EXERCISE PROMPT:
Gather all lines from the material that contain the word "with".

START GIVEN RECORDS

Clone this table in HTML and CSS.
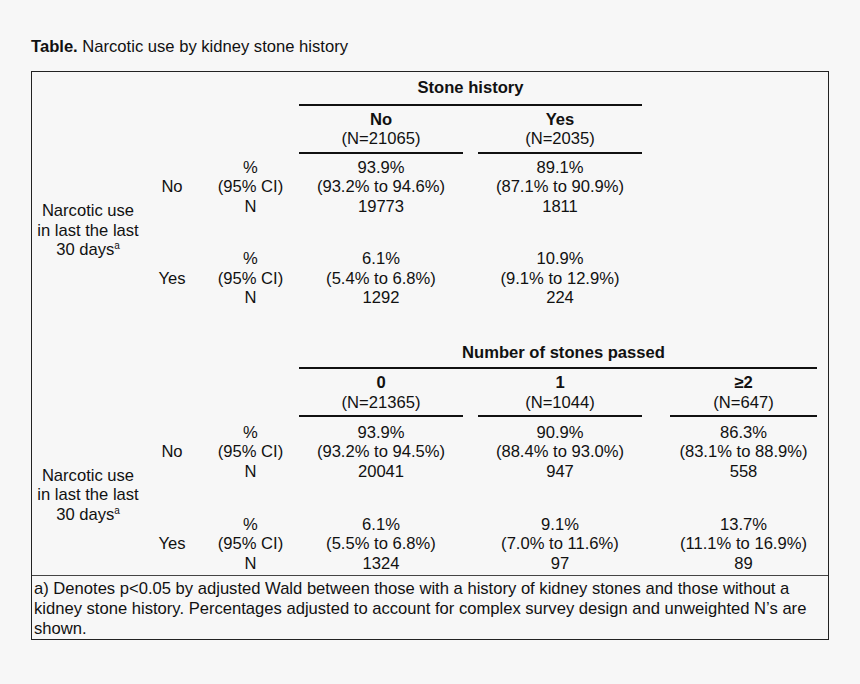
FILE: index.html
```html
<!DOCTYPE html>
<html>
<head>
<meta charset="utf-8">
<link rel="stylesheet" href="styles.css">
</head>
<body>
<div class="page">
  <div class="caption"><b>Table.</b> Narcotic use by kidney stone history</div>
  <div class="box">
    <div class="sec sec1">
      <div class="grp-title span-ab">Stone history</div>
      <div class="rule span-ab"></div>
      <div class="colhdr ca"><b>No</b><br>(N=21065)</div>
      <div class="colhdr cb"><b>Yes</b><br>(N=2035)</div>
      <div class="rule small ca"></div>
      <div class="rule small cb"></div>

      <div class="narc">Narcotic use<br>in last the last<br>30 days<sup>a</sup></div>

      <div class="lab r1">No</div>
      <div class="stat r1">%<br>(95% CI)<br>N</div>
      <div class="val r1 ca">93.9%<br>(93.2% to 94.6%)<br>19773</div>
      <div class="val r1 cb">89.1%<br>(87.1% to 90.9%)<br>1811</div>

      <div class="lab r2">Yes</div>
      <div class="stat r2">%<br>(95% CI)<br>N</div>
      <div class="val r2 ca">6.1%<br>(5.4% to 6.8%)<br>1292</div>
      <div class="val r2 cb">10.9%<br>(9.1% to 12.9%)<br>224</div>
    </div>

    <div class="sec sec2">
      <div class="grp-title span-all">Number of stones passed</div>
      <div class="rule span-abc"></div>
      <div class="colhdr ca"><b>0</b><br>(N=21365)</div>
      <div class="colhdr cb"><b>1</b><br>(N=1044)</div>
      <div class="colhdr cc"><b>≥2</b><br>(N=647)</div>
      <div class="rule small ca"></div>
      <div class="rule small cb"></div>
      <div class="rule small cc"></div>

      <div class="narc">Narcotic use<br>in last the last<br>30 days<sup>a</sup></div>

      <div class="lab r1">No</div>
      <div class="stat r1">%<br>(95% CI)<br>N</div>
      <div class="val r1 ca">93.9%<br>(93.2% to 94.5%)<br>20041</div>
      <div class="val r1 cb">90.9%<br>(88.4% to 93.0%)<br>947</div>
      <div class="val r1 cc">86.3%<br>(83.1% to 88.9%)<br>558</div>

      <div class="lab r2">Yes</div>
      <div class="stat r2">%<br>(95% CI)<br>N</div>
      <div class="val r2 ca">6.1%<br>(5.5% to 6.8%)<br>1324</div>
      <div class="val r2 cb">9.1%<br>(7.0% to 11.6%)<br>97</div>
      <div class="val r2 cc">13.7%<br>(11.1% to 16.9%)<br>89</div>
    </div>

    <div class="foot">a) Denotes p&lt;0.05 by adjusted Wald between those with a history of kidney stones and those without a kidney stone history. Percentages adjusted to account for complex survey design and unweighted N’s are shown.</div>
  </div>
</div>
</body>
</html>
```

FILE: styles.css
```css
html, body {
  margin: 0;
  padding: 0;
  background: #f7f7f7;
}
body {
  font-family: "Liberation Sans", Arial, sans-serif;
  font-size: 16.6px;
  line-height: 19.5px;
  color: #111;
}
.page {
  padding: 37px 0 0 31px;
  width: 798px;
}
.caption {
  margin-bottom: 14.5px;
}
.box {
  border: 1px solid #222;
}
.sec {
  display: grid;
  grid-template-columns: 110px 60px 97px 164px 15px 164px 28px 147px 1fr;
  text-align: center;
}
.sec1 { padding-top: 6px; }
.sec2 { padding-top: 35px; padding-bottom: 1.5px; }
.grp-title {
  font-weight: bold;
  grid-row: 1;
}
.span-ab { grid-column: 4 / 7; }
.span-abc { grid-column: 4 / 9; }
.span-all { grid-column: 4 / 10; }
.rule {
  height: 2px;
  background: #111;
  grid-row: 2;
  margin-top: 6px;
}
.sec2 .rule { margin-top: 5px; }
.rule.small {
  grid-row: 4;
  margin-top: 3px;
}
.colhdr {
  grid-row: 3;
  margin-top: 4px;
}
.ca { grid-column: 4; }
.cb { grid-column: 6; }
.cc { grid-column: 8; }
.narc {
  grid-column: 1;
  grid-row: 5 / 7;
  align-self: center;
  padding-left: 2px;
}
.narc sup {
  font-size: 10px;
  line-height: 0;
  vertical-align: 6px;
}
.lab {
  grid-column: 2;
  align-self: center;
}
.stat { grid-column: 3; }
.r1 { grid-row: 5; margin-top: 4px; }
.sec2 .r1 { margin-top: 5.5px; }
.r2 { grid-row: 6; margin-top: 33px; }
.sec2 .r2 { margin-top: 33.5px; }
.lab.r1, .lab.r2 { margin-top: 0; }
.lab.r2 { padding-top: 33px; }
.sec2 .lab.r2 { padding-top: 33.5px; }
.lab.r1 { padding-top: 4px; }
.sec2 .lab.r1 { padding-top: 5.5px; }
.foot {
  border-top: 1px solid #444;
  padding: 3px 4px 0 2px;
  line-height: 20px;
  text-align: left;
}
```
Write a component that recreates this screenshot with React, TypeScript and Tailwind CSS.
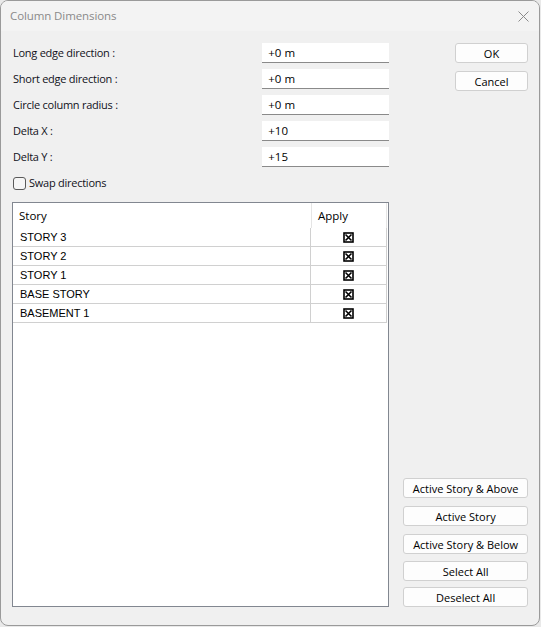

END GIVEN RECORDS

EXERCISE ANSWER:
    <div class="foot">a) Denotes p&lt;0.05 by adjusted Wald between those with a history of kidney stones and those without a kidney stone history. Percentages adjusted to account for complex survey design and unweighted N’s are shown.</div>
Write a component that recreates this screenshot with React, TypeScript and Tailwind CSS.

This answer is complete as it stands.